Test for the significance of groups of coefficients simultaneously: We use the F-statistics (3.13):

\[F=\frac{(RSS_0-RSS_1) / (p_1 - p_0)}{RSS_1/(N-p_1-1)}\]

Where $RSS_1$ is for the bigger model with $p_1+1$ parameters and $RSS_0$ for the nested smaller model with $p_0+1$ parameters. Under the null hypothesis that the smaller model is correct, the F statistic will have a $F_{p_1-p_0,N-p_1-1}$ distribution. The $z_j$ in (3.13) is equivalent to the F statistic for dropping the single coefficient $\beta_j$ from the model.

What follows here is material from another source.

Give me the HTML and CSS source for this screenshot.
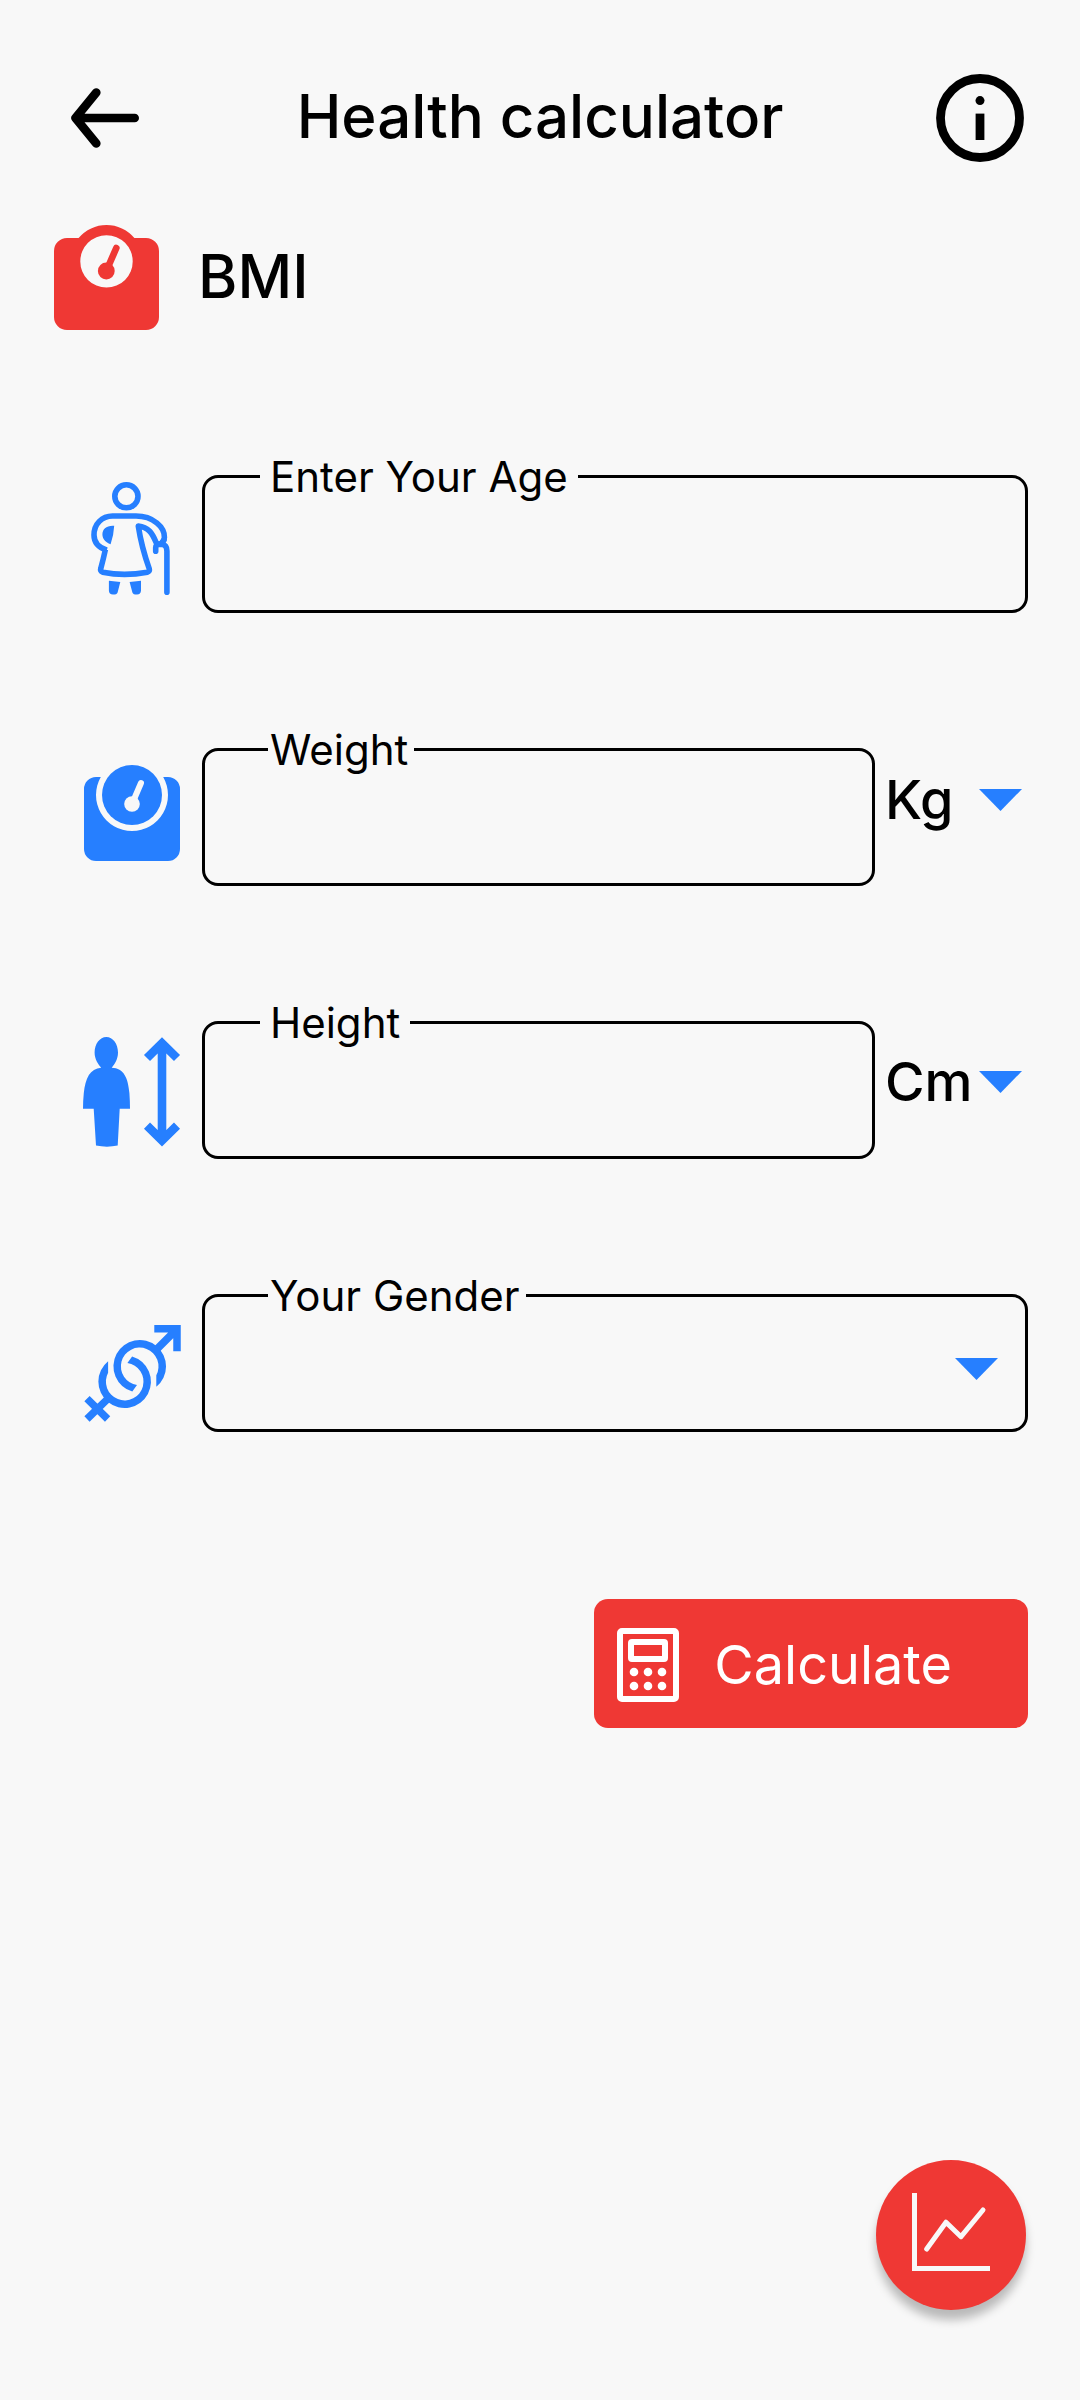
FILE: index.html
```html
<!DOCTYPE html>
<html lang="en">
<head>
<meta charset="utf-8">
<meta name="viewport" content="width=device-width, initial-scale=1">
<title>Health calculator</title>
<link rel="stylesheet" href="styles.css">
</head>
<body>
<div class="page">
  <header class="topbar">
    <button class="icon-button back" type="button" aria-label="Back">
      <svg width="68" height="60" viewBox="0 0 68 60" fill="none" stroke="currentColor" stroke-width="8.6" stroke-linecap="round" stroke-linejoin="round" aria-hidden="true"><path d="M63.7 30H4.5M25.3 4.5 4.5 30l20.8 25.5"/></svg>
    </button>
    <h1 class="title">Health calculator</h1>
    <button class="icon-button info" type="button" aria-label="Information">
      <svg width="88" height="88" viewBox="0 0 88 88" aria-hidden="true"><circle cx="44" cy="44" r="39.5" fill="none" stroke="currentColor" stroke-width="8.8"/><circle cx="44" cy="26.6" r="4.5"/><path d="M39.6 39.6h8.8V66h-8.8z"/></svg>
    </button>
  </header>

  <main class="content">
    <div class="section-head">
      <svg class="section-icon" width="105" height="105" viewBox="0 0 105 105" aria-hidden="true">
        <path fill="currentColor" fill-rule="evenodd" d="M13 13H24.6A36.5 36.5 0 0 1 80.4 13H92A13 13 0 0 1 105 26V92A13 13 0 0 1 92 105H13A13 13 0 0 1 0 92V26A13 13 0 0 1 13 13ZM52.5 10.2A26.2 26.2 0 1 0 52.5 62.6 26.2 26.2 0 1 0 52.5 10.2Z"/>
        <circle cx="52.3" cy="46" r="8.4" fill="currentColor"/>
        <path d="M52.3 46 62.3 23" stroke="currentColor" stroke-width="6.7" stroke-linecap="round"/>
      </svg>
      <h2 class="title">BMI</h2>
    </div>

    <form class="form">
      <div class="row">
        <svg class="row-icon" viewBox="0 0 120 138" fill="none" stroke="currentColor" stroke-width="5.6" stroke-linecap="round" stroke-linejoin="round" aria-hidden="true">
          <ellipse cx="54.4" cy="21.3" rx="11.6" ry="11.5"/>
          <path stroke-linecap="butt" d="M34.8 75.2C26.5 72.5 22 67 22 60C22 49 30 41 40.5 41H64C81 41 92.8 52 92.4 62.5C92 66 89.5 69.3 86.5 69.3C85.5 69.3 84.6 68.5 84 67.3C80.5 58.5 76.5 52 66.3 51Q69.5 72 77.2 93.6Q78 96.2 75.4 97.2Q52 101.5 30.8 97.2Q28 96 28.8 93.4Q31.5 83.5 33.4 74.5"/>
          <path d="M83.7 76.3V72.5Q83.8 69.5 87 69.5H90.2Q94.9 70 94.9 76V117.3M89 69 92 65"/>
          <path fill="currentColor" stroke="none" d="M42.2 50.8Q41.8 60 38.6 69.2C33.5 67.5 30.4 63.6 30.4 59.5C30.4 54 34.3 50.3 42.2 50.8ZM36.9 105.8 48.3 107 45.6 117.4Q44.7 119.6 41 119.6Q37 119.6 36.9 115.5ZM57.6 107 69 105.8V115.5Q68.8 119.6 65 119.6Q61.3 119.6 60.4 117.4Z"/>
        </svg>
        <fieldset class="field">
          <legend class="notch notch-wide"><label for="age">Enter Your Age</label></legend>
          <input class="control" id="age" type="text" inputmode="numeric">
        </fieldset>
      </div>

      <div class="row row-unit">
        <svg class="row-icon" viewBox="0 0 120 138" aria-hidden="true">
          <path fill="currentColor" d="M24 29H28.8A36 36 0 1 0 91.2 29H96A12 12 0 0 1 108 41V101A12 12 0 0 1 96 113H24A12 12 0 0 1 12 101V41A12 12 0 0 1 24 29Z"/>
          <circle cx="60" cy="47" r="30" fill="currentColor"/>
          <circle class="dial-mark" cx="60" cy="56" r="7.8"/>
          <path class="dial-needle" d="M60 56 69 35"/>
        </svg>
        <fieldset class="field">
          <legend class="notch notch-tight"><label for="weight">Weight</label></legend>
          <input class="control" id="weight" type="text" inputmode="decimal">
        </fieldset>
        <div class="unit unit-weight">
          <select class="unit-select" aria-label="Weight unit"><option>Kg</option><option>Lb</option></select>
          <svg class="caret" viewBox="0 0 43 22" aria-hidden="true"><path d="M0 0H43L21.5 22Z"/></svg>
        </div>
      </div>

      <div class="row row-unit">
        <svg class="row-icon" viewBox="0 0 120 138" fill="currentColor" aria-hidden="true">
          <path d="M34.3 16C41 16 46 23 46 31.5C46 38 42.8 43.2 39.7 46.7C52 47 56 57 57.4 72Q58 80 58 87.7H47.7L45.7 124.5Q35 126.8 24 124.5L21.7 87.7H11Q11 80 11.8 72C13.4 57 18 47.5 29.2 46.7C26 43.2 22.6 38 22.6 31.5C22.6 23 27.8 16 34.3 16Z"/>
          <path fill="none" stroke="currentColor" stroke-width="8.6" d="M90 22V119M75 37 90 22.2 105 37M75 104.6 90 119.4 105 104.6"/>
        </svg>
        <fieldset class="field">
          <legend class="notch notch-wide"><label for="height">Height</label></legend>
          <input class="control" id="height" type="text" inputmode="decimal">
        </fieldset>
        <div class="unit unit-height">
          <select class="unit-select" aria-label="Height unit"><option>Cm</option><option>Ft</option></select>
          <svg class="caret" viewBox="0 0 43 22" aria-hidden="true"><path d="M0 0H43L21.5 22Z"/></svg>
        </div>
      </div>

      <div class="row">
        <svg class="row-icon" viewBox="0 0 120 138" fill="none" stroke="currentColor" stroke-width="7.5" aria-hidden="true">
          <path fill="currentColor" stroke="none" d="M84.3 92.8A26.3 26.3 0 1 0 60.3 97.6L65 91A18.8 18.8 0 1 1 84.3 81.2Z"/>
          <path fill="currentColor" stroke="none" transform="rotate(180 60.2 80)" d="M84.3 92.8A26.3 26.3 0 1 0 60.3 97.6L65 91A18.8 18.8 0 1 1 84.3 81.2Z"/>
          <path d="M85 55 105 35M82.3 34.8H105V57.3M36 104.6 15 125M15 104.6 35.6 125"/>
        </svg>
        <fieldset class="field">
          <legend class="notch notch-tight"><label for="gender">Your Gender</label></legend>
          <select class="control" id="gender"><option value=""></option><option>Female</option><option>Male</option></select>
          <svg class="caret" viewBox="0 0 43 22" aria-hidden="true"><path d="M0 0H43L21.5 22Z"/></svg>
        </fieldset>
      </div>

      <button class="calculate" type="submit">
        <svg width="62" height="74" viewBox="0 0 62 74" fill="none" stroke="currentColor" stroke-width="6" stroke-linejoin="round" aria-hidden="true">
          <rect x="3" y="3" width="56" height="68" rx="2"/>
          <rect x="14" y="14" width="34" height="17" rx="1"/>
          <g fill="currentColor" stroke="none"><circle cx="17" cy="44" r="4.3"/><circle cx="31" cy="44" r="4.3"/><circle cx="45" cy="44" r="4.3"/><circle cx="17" cy="58" r="4.3"/><circle cx="31" cy="58" r="4.3"/><circle cx="45" cy="58" r="4.3"/></g>
        </svg>
        <span>Calculate</span>
      </button>
    </form>
  </main>

  <button class="fab" type="button" aria-label="History chart">
    <svg width="150" height="150" viewBox="0 0 150 150" fill="none" stroke="currentColor" stroke-width="5" aria-hidden="true"><path d="M38.5 33V108.5H114"/><path stroke-linecap="round" stroke-linejoin="round" d="M50.7 89 70 62.2 85 76.7 107 50"/></svg>
  </button>
</div>
</body>
</html>
```

FILE: styles.css
```css
:root {
  --bg: #f8f8f8;
  --ink: #000;
  --red: #ef3834;
  --blue: #267fff;
}

* {
  box-sizing: border-box;
}

body {
  margin: 0;
  background: var(--bg);
  color: var(--ink);
  font-family: Inter, "Liberation Sans", sans-serif;
}

button,
input,
select {
  margin: 0;
  padding: 0;
  border: 0;
  background: none;
  color: inherit;
  font: inherit;
}

button,
select {
  cursor: pointer;
}

svg {
  display: block;
}

.page {
  display: flex;
  flex-direction: column;
  min-height: 100vh;
  padding: 74px 52px 90px;
}

.topbar {
  display: grid;
  grid-template-columns: 1fr auto 1fr;
  align-items: center;
  padding: 0 4px;
}

.icon-button {
  display: block;
}

.back {
  justify-self: start;
  margin-left: 15px;
}

.info {
  justify-self: end;
}

.title {
  margin: 0;
  padding-bottom: 4px;
  font-size: 60px;
  font-weight: 500;
  line-height: 72px;
}

.section-head {
  display: flex;
  align-items: center;
  gap: 39px;
  margin-top: 63px;
  padding-left: 2px;
}

.section-icon {
  flex: none;
  color: var(--red);
}

.form {
  display: flex;
  flex-direction: column;
  gap: 111px;
  margin-top: 121px;
  padding-left: 20px;
}

.row {
  display: grid;
  grid-template-columns: 120px 1fr;
  column-gap: 10px;
  align-items: end;
}

.row-unit {
  grid-template-columns: 120px 1fr 143px;
}

.row-icon {
  width: 120px;
  height: 138px;
  color: var(--blue);
}

.dial-mark {
  fill: var(--bg);
}

.dial-needle {
  stroke: var(--bg);
  stroke-width: 6;
  stroke-linecap: round;
}

.field {
  position: relative;
  min-width: 0;
  margin: 0;
  padding: 0;
  border: 3px solid var(--ink);
  border-radius: 16px;
}

.notch {
  font-size: 42px;
  font-weight: 400;
  line-height: 51px;
}

.notch-wide {
  margin-left: 55px;
  padding: 0 10px;
}

.notch-tight {
  margin-left: 63px;
  padding: 0 6px 0 2px;
}

.control {
  display: block;
  width: 100%;
  height: 108px;
  padding: 0 65px 20px;
  border-radius: 12px;
  appearance: none;
  font-size: 42px;
  outline-offset: -6px;
}

.caret {
  position: absolute;
  top: 50%;
  right: 6px;
  width: 43px;
  height: 22px;
  transform: translateY(-50%);
  fill: var(--blue);
  pointer-events: none;
}

.field .caret {
  top: 37px;
  right: 27px;
  transform: none;
}

.unit {
  position: relative;
  align-self: start;
}

.unit-weight {
  margin-top: 43px;
}

.unit-height {
  margin-top: 52px;
}

.unit-select {
  display: block;
  width: 100%;
  height: 66px;
  appearance: none;
  font-size: 54px;
  font-weight: 500;
  line-height: 66px;
}

.calculate {
  display: flex;
  align-self: flex-end;
  align-items: center;
  gap: 35px;
  margin-top: 56px;
  padding: 29px 76px 26px 23px;
  border-radius: 14px;
  background: var(--red);
  color: #fff;
  font-size: 54px;
  font-weight: 400;
  line-height: 74px;
}

.fab {
  align-self: flex-end;
  width: 150px;
  height: 150px;
  margin-top: auto;
  margin-right: 2px;
  border-radius: 50%;
  background: var(--red);
  color: var(--bg);
  box-shadow: 0 10px 10px rgba(0, 0, 0, 0.25);
}
```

Similarly, we can isolate $\beta_j$ in (3.10) to obtain $1-2\alpha$ confidence interval (3.14) \[(\hat{\beta_j} - z^{(1-\alpha)}v_j^{\frac{1}{2}}\hat{\sigma}, \hat{\beta_j} + z^{(1-\alpha)}v_j^{\frac{1}{2}}\hat{\sigma})\]

In a similar fashion we can obtain an approximate confidence set for the entire parameter vector $\beta$ (3.15): \[ C_{\beta} = \{{\beta|(\hat{\beta}-\beta)^T\mathbf{X}^T\mathbf{X}(\hat{\beta}-\beta)} \le \hat{\sigma}^2{\chi_{p+1}^2}^{(1-\alpha)} \}\]

where ${\chi_{l}^2}^{(1-\alpha)}$ is the $1-\alpha$ percentile of the chi-squared distribution of $l$ degrees of freedom.